◆ DATA LINES ◆
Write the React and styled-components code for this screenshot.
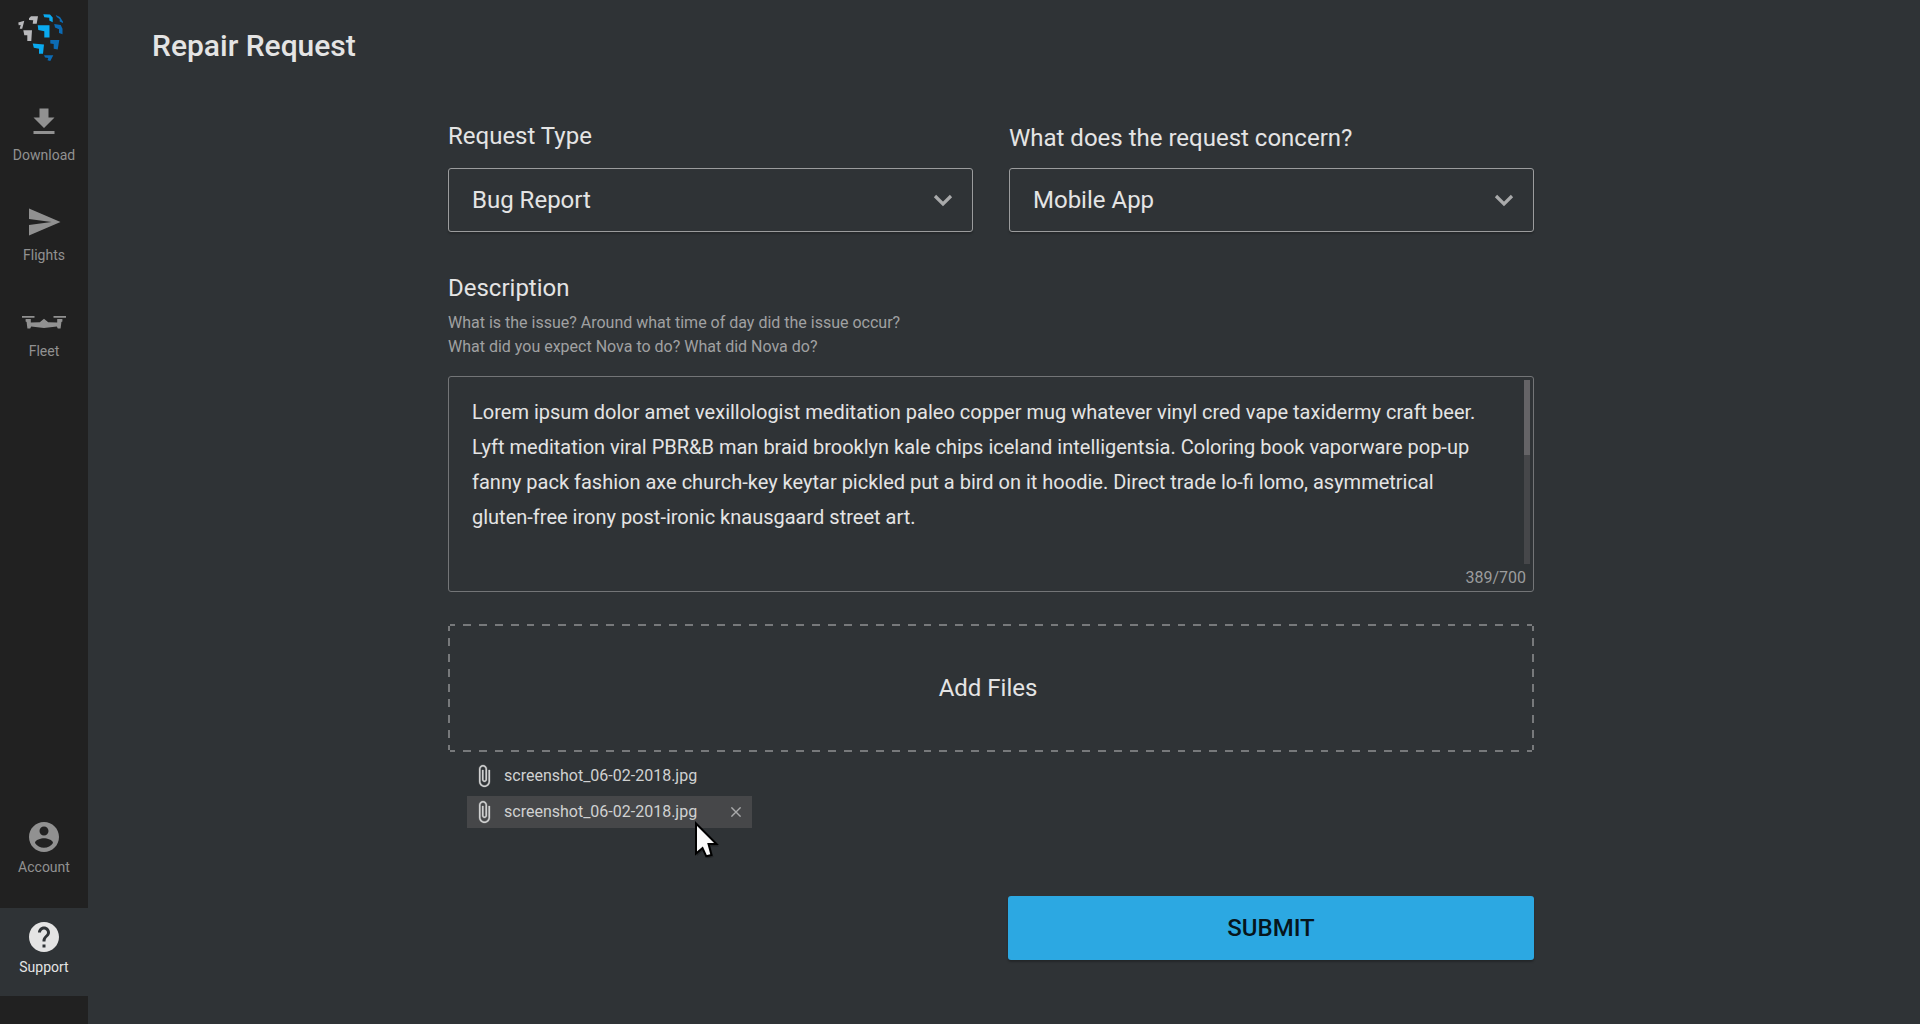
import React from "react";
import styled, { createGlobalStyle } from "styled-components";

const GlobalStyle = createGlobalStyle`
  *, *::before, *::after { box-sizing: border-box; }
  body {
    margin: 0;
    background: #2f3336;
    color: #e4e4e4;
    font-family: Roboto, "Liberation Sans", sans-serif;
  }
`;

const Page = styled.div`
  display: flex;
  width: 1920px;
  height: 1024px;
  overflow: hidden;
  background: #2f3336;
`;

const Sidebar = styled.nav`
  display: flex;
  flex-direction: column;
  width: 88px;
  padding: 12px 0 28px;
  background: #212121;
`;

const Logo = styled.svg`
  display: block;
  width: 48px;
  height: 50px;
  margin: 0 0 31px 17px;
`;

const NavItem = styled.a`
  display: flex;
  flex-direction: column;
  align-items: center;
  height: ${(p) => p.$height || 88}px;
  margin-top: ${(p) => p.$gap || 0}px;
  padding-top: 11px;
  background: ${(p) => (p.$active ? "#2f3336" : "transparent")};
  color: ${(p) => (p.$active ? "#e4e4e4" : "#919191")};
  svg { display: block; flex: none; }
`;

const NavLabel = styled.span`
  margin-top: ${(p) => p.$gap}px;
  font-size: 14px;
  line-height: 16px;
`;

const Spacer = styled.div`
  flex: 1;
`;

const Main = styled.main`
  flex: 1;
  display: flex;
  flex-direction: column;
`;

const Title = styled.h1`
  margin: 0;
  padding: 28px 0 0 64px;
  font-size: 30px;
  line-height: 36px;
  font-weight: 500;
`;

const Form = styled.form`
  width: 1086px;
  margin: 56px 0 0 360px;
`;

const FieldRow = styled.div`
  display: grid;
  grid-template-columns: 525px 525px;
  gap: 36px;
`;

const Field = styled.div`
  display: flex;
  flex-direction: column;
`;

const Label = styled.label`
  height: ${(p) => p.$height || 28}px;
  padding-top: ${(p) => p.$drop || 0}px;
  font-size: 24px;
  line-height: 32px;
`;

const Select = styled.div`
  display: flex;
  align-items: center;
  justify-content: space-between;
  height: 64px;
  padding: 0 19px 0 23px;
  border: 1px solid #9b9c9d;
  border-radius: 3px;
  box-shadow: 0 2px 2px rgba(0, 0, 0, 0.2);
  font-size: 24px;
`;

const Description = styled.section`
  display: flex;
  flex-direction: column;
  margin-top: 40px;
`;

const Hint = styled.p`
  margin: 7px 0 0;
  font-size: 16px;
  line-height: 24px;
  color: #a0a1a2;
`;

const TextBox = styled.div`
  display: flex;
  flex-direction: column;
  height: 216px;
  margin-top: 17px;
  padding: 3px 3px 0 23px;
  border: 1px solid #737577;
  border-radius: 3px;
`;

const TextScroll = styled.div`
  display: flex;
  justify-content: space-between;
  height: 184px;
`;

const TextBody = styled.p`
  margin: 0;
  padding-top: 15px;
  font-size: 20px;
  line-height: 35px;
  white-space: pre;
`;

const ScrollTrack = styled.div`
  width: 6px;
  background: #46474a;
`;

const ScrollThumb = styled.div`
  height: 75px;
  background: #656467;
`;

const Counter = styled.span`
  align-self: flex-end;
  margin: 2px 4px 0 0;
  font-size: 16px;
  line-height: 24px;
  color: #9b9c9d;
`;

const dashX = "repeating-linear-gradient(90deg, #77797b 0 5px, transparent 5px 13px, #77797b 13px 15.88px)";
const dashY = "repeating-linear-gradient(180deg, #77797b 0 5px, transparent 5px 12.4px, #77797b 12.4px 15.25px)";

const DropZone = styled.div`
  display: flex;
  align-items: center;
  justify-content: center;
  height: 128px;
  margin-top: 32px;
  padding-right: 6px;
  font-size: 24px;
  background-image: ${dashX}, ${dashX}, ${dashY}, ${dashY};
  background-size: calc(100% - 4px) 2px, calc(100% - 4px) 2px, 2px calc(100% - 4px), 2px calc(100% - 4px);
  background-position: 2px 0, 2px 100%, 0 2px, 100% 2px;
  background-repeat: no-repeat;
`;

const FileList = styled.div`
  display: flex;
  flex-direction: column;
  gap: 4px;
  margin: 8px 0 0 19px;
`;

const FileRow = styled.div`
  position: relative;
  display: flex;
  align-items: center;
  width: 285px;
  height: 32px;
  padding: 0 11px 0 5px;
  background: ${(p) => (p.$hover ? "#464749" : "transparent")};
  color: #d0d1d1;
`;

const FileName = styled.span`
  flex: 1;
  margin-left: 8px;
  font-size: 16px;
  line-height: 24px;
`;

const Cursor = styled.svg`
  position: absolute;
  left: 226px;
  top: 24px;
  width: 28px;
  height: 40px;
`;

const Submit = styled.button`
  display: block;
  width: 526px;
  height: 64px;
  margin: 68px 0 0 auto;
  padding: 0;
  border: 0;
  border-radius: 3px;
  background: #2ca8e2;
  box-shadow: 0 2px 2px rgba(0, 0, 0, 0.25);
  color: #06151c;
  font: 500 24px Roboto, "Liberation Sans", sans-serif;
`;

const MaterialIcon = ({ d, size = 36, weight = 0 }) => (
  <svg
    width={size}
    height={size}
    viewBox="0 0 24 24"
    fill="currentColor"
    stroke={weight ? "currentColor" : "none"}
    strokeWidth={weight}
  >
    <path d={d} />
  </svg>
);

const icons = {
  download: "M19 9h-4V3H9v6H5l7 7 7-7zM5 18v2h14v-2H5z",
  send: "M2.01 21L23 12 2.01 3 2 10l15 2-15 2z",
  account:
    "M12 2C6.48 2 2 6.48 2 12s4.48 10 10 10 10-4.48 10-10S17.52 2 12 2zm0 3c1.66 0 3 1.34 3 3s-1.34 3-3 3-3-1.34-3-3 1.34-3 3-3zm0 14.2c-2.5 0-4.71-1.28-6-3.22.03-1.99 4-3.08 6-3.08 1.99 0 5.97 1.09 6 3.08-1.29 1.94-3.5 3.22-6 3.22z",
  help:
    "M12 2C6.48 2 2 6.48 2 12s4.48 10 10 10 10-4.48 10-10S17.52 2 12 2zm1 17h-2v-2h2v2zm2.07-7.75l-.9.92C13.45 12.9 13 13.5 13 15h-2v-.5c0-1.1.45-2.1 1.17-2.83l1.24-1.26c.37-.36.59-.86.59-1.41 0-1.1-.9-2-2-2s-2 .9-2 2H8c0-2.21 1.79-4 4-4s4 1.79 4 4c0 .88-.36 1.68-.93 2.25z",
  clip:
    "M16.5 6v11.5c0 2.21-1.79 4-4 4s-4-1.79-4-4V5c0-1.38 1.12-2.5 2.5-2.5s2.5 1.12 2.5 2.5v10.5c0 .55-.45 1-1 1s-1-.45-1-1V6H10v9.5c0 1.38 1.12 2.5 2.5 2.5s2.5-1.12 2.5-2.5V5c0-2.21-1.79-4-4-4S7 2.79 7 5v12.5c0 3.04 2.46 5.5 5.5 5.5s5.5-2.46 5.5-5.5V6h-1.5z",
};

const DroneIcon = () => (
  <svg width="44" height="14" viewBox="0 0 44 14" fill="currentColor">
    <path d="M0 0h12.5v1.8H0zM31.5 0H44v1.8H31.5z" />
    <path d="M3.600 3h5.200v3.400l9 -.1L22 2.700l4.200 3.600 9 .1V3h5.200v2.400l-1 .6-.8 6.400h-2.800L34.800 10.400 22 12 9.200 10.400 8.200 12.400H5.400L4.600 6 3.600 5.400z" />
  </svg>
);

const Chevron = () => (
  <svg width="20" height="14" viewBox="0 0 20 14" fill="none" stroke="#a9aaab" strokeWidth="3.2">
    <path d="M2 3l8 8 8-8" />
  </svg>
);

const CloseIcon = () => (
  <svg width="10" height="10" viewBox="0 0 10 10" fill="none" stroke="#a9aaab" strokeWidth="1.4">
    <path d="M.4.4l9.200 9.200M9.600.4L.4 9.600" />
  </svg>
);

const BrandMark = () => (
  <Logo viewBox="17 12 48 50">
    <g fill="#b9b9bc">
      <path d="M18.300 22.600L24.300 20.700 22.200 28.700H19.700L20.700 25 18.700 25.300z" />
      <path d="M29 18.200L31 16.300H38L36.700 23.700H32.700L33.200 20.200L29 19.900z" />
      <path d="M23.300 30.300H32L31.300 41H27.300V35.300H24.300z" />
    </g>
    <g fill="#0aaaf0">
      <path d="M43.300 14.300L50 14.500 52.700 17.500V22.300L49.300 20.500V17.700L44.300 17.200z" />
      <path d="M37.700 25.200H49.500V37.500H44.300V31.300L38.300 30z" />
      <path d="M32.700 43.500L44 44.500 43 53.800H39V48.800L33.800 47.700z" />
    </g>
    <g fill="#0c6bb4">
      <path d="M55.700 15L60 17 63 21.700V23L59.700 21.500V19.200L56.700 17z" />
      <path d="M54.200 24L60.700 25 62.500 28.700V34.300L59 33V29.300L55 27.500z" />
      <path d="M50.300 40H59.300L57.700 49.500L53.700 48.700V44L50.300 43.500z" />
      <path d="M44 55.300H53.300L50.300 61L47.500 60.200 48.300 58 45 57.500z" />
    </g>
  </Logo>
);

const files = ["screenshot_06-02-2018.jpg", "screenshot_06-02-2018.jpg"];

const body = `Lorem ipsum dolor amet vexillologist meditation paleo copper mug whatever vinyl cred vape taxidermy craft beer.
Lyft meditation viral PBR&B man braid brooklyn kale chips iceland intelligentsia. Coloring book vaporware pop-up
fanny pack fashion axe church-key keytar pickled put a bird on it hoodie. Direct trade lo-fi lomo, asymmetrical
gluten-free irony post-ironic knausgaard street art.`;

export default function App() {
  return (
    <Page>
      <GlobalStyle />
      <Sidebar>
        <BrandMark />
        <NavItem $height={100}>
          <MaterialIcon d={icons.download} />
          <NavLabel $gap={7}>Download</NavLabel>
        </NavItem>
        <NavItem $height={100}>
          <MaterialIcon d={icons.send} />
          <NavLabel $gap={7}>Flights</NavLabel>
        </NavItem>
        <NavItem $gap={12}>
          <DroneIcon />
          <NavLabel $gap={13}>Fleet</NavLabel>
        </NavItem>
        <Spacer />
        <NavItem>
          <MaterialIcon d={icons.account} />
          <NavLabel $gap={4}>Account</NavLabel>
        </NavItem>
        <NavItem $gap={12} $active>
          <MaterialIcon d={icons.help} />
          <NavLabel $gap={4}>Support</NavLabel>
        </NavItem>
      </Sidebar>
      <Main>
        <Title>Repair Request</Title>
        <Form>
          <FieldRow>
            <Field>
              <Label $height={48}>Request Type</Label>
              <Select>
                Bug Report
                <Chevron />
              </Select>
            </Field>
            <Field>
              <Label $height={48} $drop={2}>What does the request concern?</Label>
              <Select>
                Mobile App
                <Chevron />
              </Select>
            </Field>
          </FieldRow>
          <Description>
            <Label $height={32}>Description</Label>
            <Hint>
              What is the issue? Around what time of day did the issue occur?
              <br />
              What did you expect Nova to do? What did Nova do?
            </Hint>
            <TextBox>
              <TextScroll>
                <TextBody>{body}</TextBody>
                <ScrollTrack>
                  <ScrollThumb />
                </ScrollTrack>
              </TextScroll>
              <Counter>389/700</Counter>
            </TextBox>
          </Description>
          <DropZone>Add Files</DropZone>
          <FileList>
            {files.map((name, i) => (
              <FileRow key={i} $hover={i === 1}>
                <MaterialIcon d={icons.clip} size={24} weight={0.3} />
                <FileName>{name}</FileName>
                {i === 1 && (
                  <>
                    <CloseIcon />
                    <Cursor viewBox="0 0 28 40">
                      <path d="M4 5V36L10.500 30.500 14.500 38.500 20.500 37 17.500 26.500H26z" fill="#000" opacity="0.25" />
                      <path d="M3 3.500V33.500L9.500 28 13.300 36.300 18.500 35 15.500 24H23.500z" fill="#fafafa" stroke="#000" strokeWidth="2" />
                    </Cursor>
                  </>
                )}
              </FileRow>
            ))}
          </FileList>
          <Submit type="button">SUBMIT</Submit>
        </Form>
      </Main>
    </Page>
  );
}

◆ YOUR OBJECTIVE ◆
Copy every line of the listing containing the string "React".

◆ TASK RESULT ◆
Write the React and styled-components code for this screenshot.
import React from "react";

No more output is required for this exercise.